Everything in the data should be repeated exactly, save for the images.
Record set start
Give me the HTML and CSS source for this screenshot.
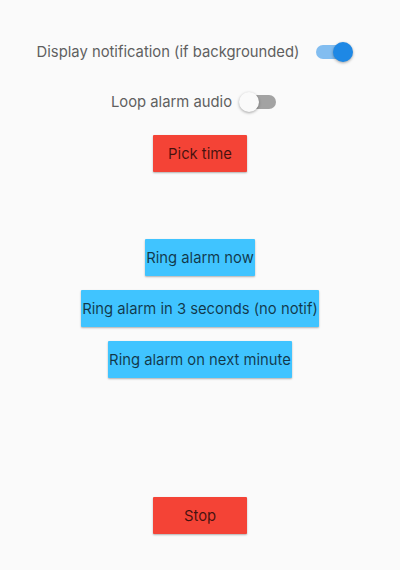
FILE: index.html
```html
<!DOCTYPE html>
<html>
<head>
<meta charset="utf-8">
<link rel="stylesheet" href="styles.css">
</head>
<body>
<div class="page">
  <div class="row row-first">
    <span class="label">Display notification (if backgrounded)</span>
    <span class="switch on"><span class="track"></span><span class="thumb"></span></span>
  </div>
  <div class="row row-second">
    <span class="label">Loop alarm audio</span>
    <span class="switch off"><span class="track"></span><span class="thumb"></span></span>
  </div>
  <button class="btn red btn-pick">Pick time</button>
  <button class="btn blue btn-now">Ring alarm now</button>
  <button class="btn blue btn-3s">Ring alarm in 3 seconds (no notif)</button>
  <button class="btn blue btn-next">Ring alarm on next minute</button>
  <button class="btn red btn-stop">Stop</button>
</div>
</body>
</html>
```
FILE: styles.css
```css
html, body {
  margin: 0;
  padding: 0;
  background: #fafafa;
}
.page {
  width: 400px;
  height: 570px;
  display: flex;
  flex-direction: column;
  align-items: center;
  font-family: Inter, Roboto, "Liberation Sans", sans-serif;
  padding-top: 28px;
  box-sizing: border-box;
}
.row {
  height: 48px;
  display: flex;
  align-items: center;
  gap: 14px;
  margin-right: 10px;
}
.row-second {
  margin-top: 2px;
  gap: 7px;
}
.label {
  font-size: 14.8px;
  color: #5f5f5f;
}
.switch {
  position: relative;
  width: 40px;
  height: 24px;
  display: inline-block;
}
.track {
  position: absolute;
  left: 3px;
  right: 3px;
  top: 5px;
  height: 14px;
  border-radius: 7px;
}
.thumb {
  position: absolute;
  top: 2px;
  width: 20px;
  height: 20px;
  border-radius: 50%;
  box-shadow: 0 1px 3px rgba(0,0,0,0.35);
}
.switch.on .track { background: #82bdf0; }
.switch.on .thumb { right: 0; background: #1e88e5; }
.switch.off .track { background: #a3a3a3; }
.switch.off .thumb { left: 0; background: #fafafa; }
.btn {
  border: none;
  height: 37px;
  padding: 0 1px;
  font-family: Inter, Roboto, "Liberation Sans", sans-serif;
  font-size: 14.8px;
  color: rgba(0,0,0,0.72);
  box-shadow: 0 1px 2px rgba(0,0,0,0.3);
  border-radius: 1px;
}
.red { background: #f44336; }
.blue { background: #40c4ff; }
.btn-pick { margin-top: 9px; min-width: 94px; }
.btn-now { margin-top: 67px; }
.btn-3s { margin-top: 14px; }
.btn-next { margin-top: 14px; }
.btn-stop { margin-top: 119px; min-width: 94px; }
```
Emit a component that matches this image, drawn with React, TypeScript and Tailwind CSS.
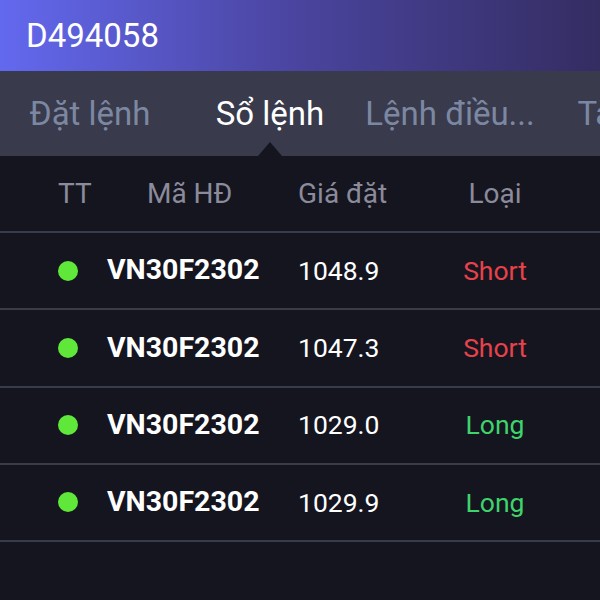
import React from "react";

const rows = [
  { code: "VN30F2302", price: "1048.9", type: "Short" },
  { code: "VN30F2302", price: "1047.3", type: "Short" },
  { code: "VN30F2302", price: "1029.0", type: "Long" },
  { code: "VN30F2302", price: "1029.9", type: "Long" },
];

export default function App() {
  return (
    <div
      className="w-[600px] h-[600px] overflow-hidden bg-[#15151f] flex flex-col"
      style={{ fontFamily: "Roboto, 'Noto Sans', sans-serif" }}
    >
      <div className="h-[71px] shrink-0 flex items-center pl-[26px] bg-gradient-to-r from-[#6369ef] via-[#4a449e] to-[#342d62]">
        <span className="text-[33px] text-white leading-none">D494058</span>
      </div>
      <div className="h-[85px] shrink-0 bg-[#393a4c] flex relative">
        {["Đặt lệnh", "Sổ lệnh", "Lệnh điều...", "Tài sản"].map((t, i) => (
          <div
            key={t}
            className={`w-[180px] shrink-0 flex items-center justify-center text-[33px] whitespace-nowrap ${
              i === 1 ? "text-white relative" : "text-[#7c88a2]"
            }`}
          >
            {t}
            {i === 1 && (
              <div className="absolute bottom-0 left-1/2 -translate-x-1/2 w-0 h-0 border-l-[12px] border-r-[12px] border-b-[14px] border-l-transparent border-r-transparent border-b-[#15151f]" />
            )}
          </div>
        ))}
      </div>
      <div className="h-[77px] shrink-0 flex items-center border-b-2 border-[#383b48] text-[28px] text-[#8b8b9b]">
        <div className="w-[107px] pl-[58px]">TT</div>
        <div className="w-[191px] pl-[40px]">Mã HĐ</div>
        <div className="w-[130px]">Giá đặt</div>
        <div className="w-[134px] text-center">Loại</div>
      </div>
      {rows.map((r, i) => (
        <div
          key={i}
          className="h-[77.25px] shrink-0 flex items-center border-b-2 border-[#383b48]"
        >
          <div className="w-[107px] pl-[58px] flex items-center">
            <span className="block w-[20px] h-[20px] rounded-full bg-[#5fe83a]" />
          </div>
          <div className="w-[191px] text-[28.5px] font-bold text-white">{r.code}</div>
          <div className="w-[130px] text-[26.5px] text-white">{r.price}</div>
          <div
            className={`w-[134px] text-center text-[26.5px] ${
              r.type === "Short" ? "text-[#e6424b]" : "text-[#3fd36c]"
            }`}
          >
            {r.type}
          </div>
        </div>
      ))}
    </div>
  );
}
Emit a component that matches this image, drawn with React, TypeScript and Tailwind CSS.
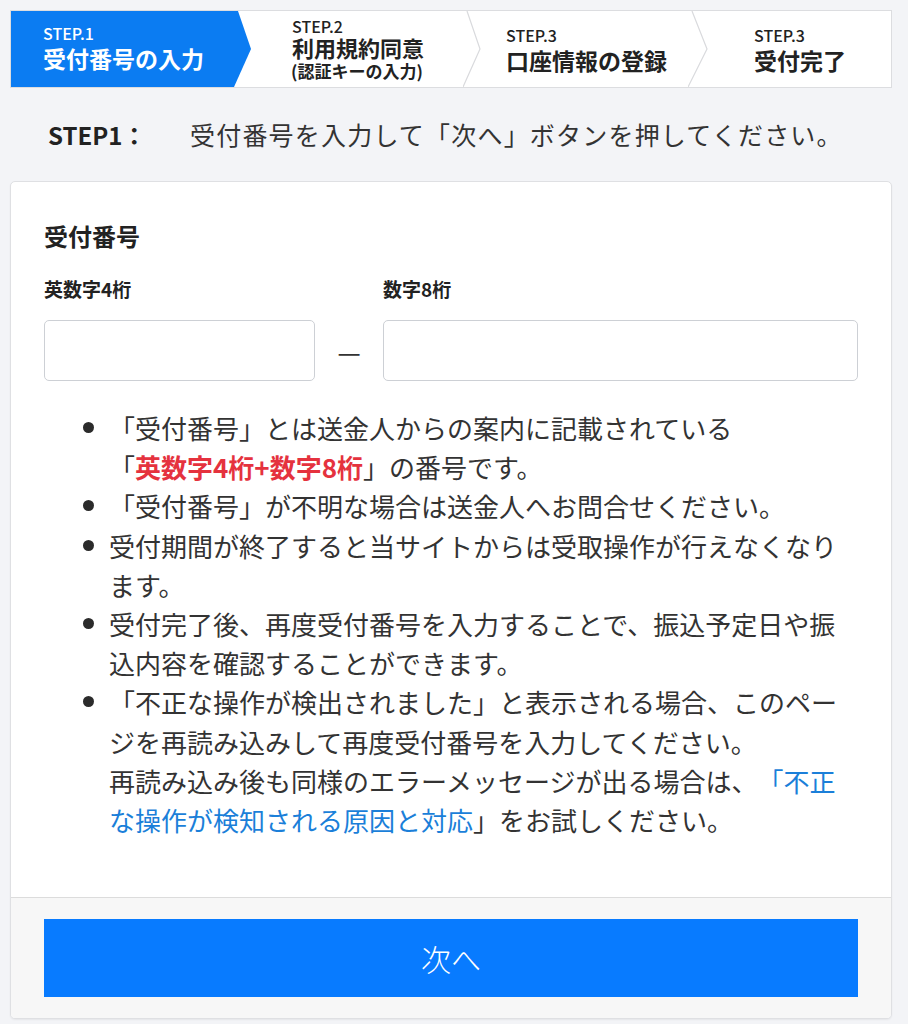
Record set end
:: Finished exercise ::
Give me the HTML and CSS source for this screenshot.
FILE: index.html
```html
<!DOCTYPE html>
<html>
<head>
<meta charset="utf-8">
<link rel="stylesheet" href="styles.css">
</head>
<body>
<div class="page">
  <div class="row row-first">
    <span class="label">Display notification (if backgrounded)</span>
    <span class="switch on"><span class="track"></span><span class="thumb"></span></span>
  </div>
  <div class="row row-second">
    <span class="label">Loop alarm audio</span>
    <span class="switch off"><span class="track"></span><span class="thumb"></span></span>
  </div>
  <button class="btn red btn-pick">Pick time</button>
  <button class="btn blue btn-now">Ring alarm now</button>
  <button class="btn blue btn-3s">Ring alarm in 3 seconds (no notif)</button>
  <button class="btn blue btn-next">Ring alarm on next minute</button>
  <button class="btn red btn-stop">Stop</button>
</div>
</body>
</html>
```
FILE: styles.css
```css
html, body {
  margin: 0;
  padding: 0;
  background: #fafafa;
}
.page {
  width: 400px;
  height: 570px;
  display: flex;
  flex-direction: column;
  align-items: center;
  font-family: Inter, Roboto, "Liberation Sans", sans-serif;
  padding-top: 28px;
  box-sizing: border-box;
}
.row {
  height: 48px;
  display: flex;
  align-items: center;
  gap: 14px;
  margin-right: 10px;
}
.row-second {
  margin-top: 2px;
  gap: 7px;
}
.label {
  font-size: 14.8px;
  color: #5f5f5f;
}
.switch {
  position: relative;
  width: 40px;
  height: 24px;
  display: inline-block;
}
.track {
  position: absolute;
  left: 3px;
  right: 3px;
  top: 5px;
  height: 14px;
  border-radius: 7px;
}
.thumb {
  position: absolute;
  top: 2px;
  width: 20px;
  height: 20px;
  border-radius: 50%;
  box-shadow: 0 1px 3px rgba(0,0,0,0.35);
}
.switch.on .track { background: #82bdf0; }
.switch.on .thumb { right: 0; background: #1e88e5; }
.switch.off .track { background: #a3a3a3; }
.switch.off .thumb { left: 0; background: #fafafa; }
.btn {
  border: none;
  height: 37px;
  padding: 0 1px;
  font-family: Inter, Roboto, "Liberation Sans", sans-serif;
  font-size: 14.8px;
  color: rgba(0,0,0,0.72);
  box-shadow: 0 1px 2px rgba(0,0,0,0.3);
  border-radius: 1px;
}
.red { background: #f44336; }
.blue { background: #40c4ff; }
.btn-pick { margin-top: 9px; min-width: 94px; }
.btn-now { margin-top: 67px; }
.btn-3s { margin-top: 14px; }
.btn-next { margin-top: 14px; }
.btn-stop { margin-top: 119px; min-width: 94px; }
```
Emit a component that matches this image, drawn with React, TypeScript and Tailwind CSS.
import React from "react";

const rows = [
  { code: "VN30F2302", price: "1048.9", type: "Short" },
  { code: "VN30F2302", price: "1047.3", type: "Short" },
  { code: "VN30F2302", price: "1029.0", type: "Long" },
  { code: "VN30F2302", price: "1029.9", type: "Long" },
];

export default function App() {
  return (
    <div
      className="w-[600px] h-[600px] overflow-hidden bg-[#15151f] flex flex-col"
      style={{ fontFamily: "Roboto, 'Noto Sans', sans-serif" }}
    >
      <div className="h-[71px] shrink-0 flex items-center pl-[26px] bg-gradient-to-r from-[#6369ef] via-[#4a449e] to-[#342d62]">
        <span className="text-[33px] text-white leading-none">D494058</span>
      </div>
      <div className="h-[85px] shrink-0 bg-[#393a4c] flex relative">
        {["Đặt lệnh", "Sổ lệnh", "Lệnh điều...", "Tài sản"].map((t, i) => (
          <div
            key={t}
            className={`w-[180px] shrink-0 flex items-center justify-center text-[33px] whitespace-nowrap ${
              i === 1 ? "text-white relative" : "text-[#7c88a2]"
            }`}
          >
            {t}
            {i === 1 && (
              <div className="absolute bottom-0 left-1/2 -translate-x-1/2 w-0 h-0 border-l-[12px] border-r-[12px] border-b-[14px] border-l-transparent border-r-transparent border-b-[#15151f]" />
            )}
          </div>
        ))}
      </div>
      <div className="h-[77px] shrink-0 flex items-center border-b-2 border-[#383b48] text-[28px] text-[#8b8b9b]">
        <div className="w-[107px] pl-[58px]">TT</div>
        <div className="w-[191px] pl-[40px]">Mã HĐ</div>
        <div className="w-[130px]">Giá đặt</div>
        <div className="w-[134px] text-center">Loại</div>
      </div>
      {rows.map((r, i) => (
        <div
          key={i}
          className="h-[77.25px] shrink-0 flex items-center border-b-2 border-[#383b48]"
        >
          <div className="w-[107px] pl-[58px] flex items-center">
            <span className="block w-[20px] h-[20px] rounded-full bg-[#5fe83a]" />
          </div>
          <div className="w-[191px] text-[28.5px] font-bold text-white">{r.code}</div>
          <div className="w-[130px] text-[26.5px] text-white">{r.price}</div>
          <div
            className={`w-[134px] text-center text-[26.5px] ${
              r.type === "Short" ? "text-[#e6424b]" : "text-[#3fd36c]"
            }`}
          >
            {r.type}
          </div>
        </div>
      ))}
    </div>
  );
}
Emit a component that matches this image, drawn with React, TypeScript and Tailwind CSS.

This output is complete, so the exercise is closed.